Tourmaline Oil Corp., Canada’s largest natural gas producer, has announced its acquisition of Crew Energy for approximately C$1.3 billion, or $950 million. This strategic move is part of Tourmaline’s expansion efforts, as the company anticipates a rise in natural gas prices.
Both Tourmaline and Crew Energy operate within the Montney Formation and the Alberta Deep Basin, recognized as the largest natural gas reservoirs in Canada. In a statement, Tourmaline emphasized the significance of these areas in its growth strategy.
Speaking to the Calgary Herald, Tourmaline’s Chief Executive Mike Rose commented on the timing of the deal, saying, “Generally, the right time for deals is at the bottom of cycles, and we think we are near, at, or past the bottom in the natural gas pricing cycle.”
Rose expressed optimism about the future of Canadian and North American natural gas, pointing to the doubling of LNG capacity in the U.S. and the upcoming launch of Canadian LNG projects on the West Coast.

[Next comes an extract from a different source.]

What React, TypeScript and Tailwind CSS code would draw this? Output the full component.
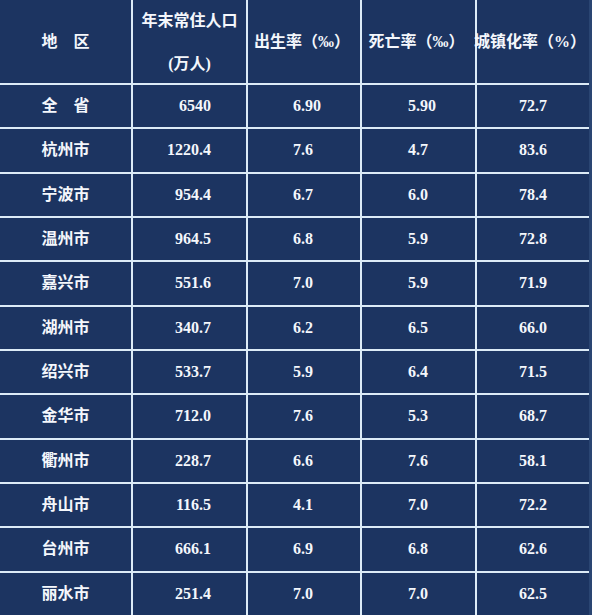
import React from "react";

const rows: [string, string, string, string, string][] = [
  ["全　省", "6540", "6.90", "5.90", "72.7"],
  ["杭州市", "1220.4", "7.6", "4.7", "83.6"],
  ["宁波市", "954.4", "6.7", "6.0", "78.4"],
  ["温州市", "964.5", "6.8", "5.9", "72.8"],
  ["嘉兴市", "551.6", "7.0", "5.9", "71.9"],
  ["湖州市", "340.7", "6.2", "6.5", "66.0"],
  ["绍兴市", "533.7", "5.9", "6.4", "71.5"],
  ["金华市", "712.0", "7.6", "5.3", "68.7"],
  ["衢州市", "228.7", "6.6", "7.6", "58.1"],
  ["舟山市", "116.5", "4.1", "7.0", "72.2"],
  ["台州市", "666.1", "6.9", "6.8", "62.6"],
  ["丽水市", "251.4", "7.0", "7.0", "62.5"],
];

const cell = "bg-[#1c3461] flex items-center";

export default function App() {
  return (
    <div
      className="w-[592px] h-[615px] bg-[#1c3461] flex overflow-hidden text-[#f4f7fc] font-bold text-[16px]"
      style={{ fontFamily: '"Liberation Serif", "Noto Sans CJK SC", serif' }}
    >
      <div className="w-[589px] h-[615px] grid grid-cols-[131px_113px_112px_113px_112px] grid-rows-[83px_repeat(12,1fr)] gap-[2px] bg-[#dcebf7]">
        <div className={`${cell} justify-center`}>地　区</div>
        <div className={`${cell} flex-col justify-center leading-[43px]`}>
          <div>年末常住人口</div>
          <div>(万人)</div>
        </div>
        <div className={`${cell} justify-center pr-[4px]`}>出生率（‰）</div>
        <div className={`${cell} justify-center pr-[4px]`}>死亡率（‰）</div>
        <div className={`${cell} justify-center pr-[6px] whitespace-nowrap`}>城镇化率（%）</div>
        {rows.map((r, i) => (
          <React.Fragment key={i}>
            <div className={`${cell} justify-center`}>{r[0]}</div>
            <div className={`${cell} justify-end pr-[35px]`}>{r[1]}</div>
            <div className={`${cell} justify-start pl-[45px]`}>{r[2]}</div>
            <div className={`${cell} justify-start pl-[46px]`}>{r[3]}</div>
            <div className={`${cell} justify-start pl-[42px]`}>{r[4]}</div>
          </React.Fragment>
        ))}
      </div>
      <div className="w-[3px] h-full bg-[#2a4572]" />
    </div>
  );
}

The acquisition price represents a 72% premium over Crew Energy’s last closing price before the deal, underscoring Tourmaline’s commitment to growth. “This is one of the largest takeout premiums we’ve seen in a long time in Canadian oil and gas,” noted Jeremy McCrea, an analyst at BMO Capital Markets.
McCrea also highlighted the dwindling availability of affordable natural gas for LNG operators, stressing that British Columbia’s natural gas production will need to increase significantly to meet the demands of upcoming LNG projects.
Despite the bullish global demand for LNG, the Canadian federal government remains hesitant. Earlier this year, Resource Minister Jeremy Wilkinson stated that Ottawa was not interested in investing in or financially supporting LNG projects, citing concerns over emissions.
Nevertheless, Canadian energy companies are seizing the opportunity to expand in the LNG market, despite the government’s focus on reducing emissions.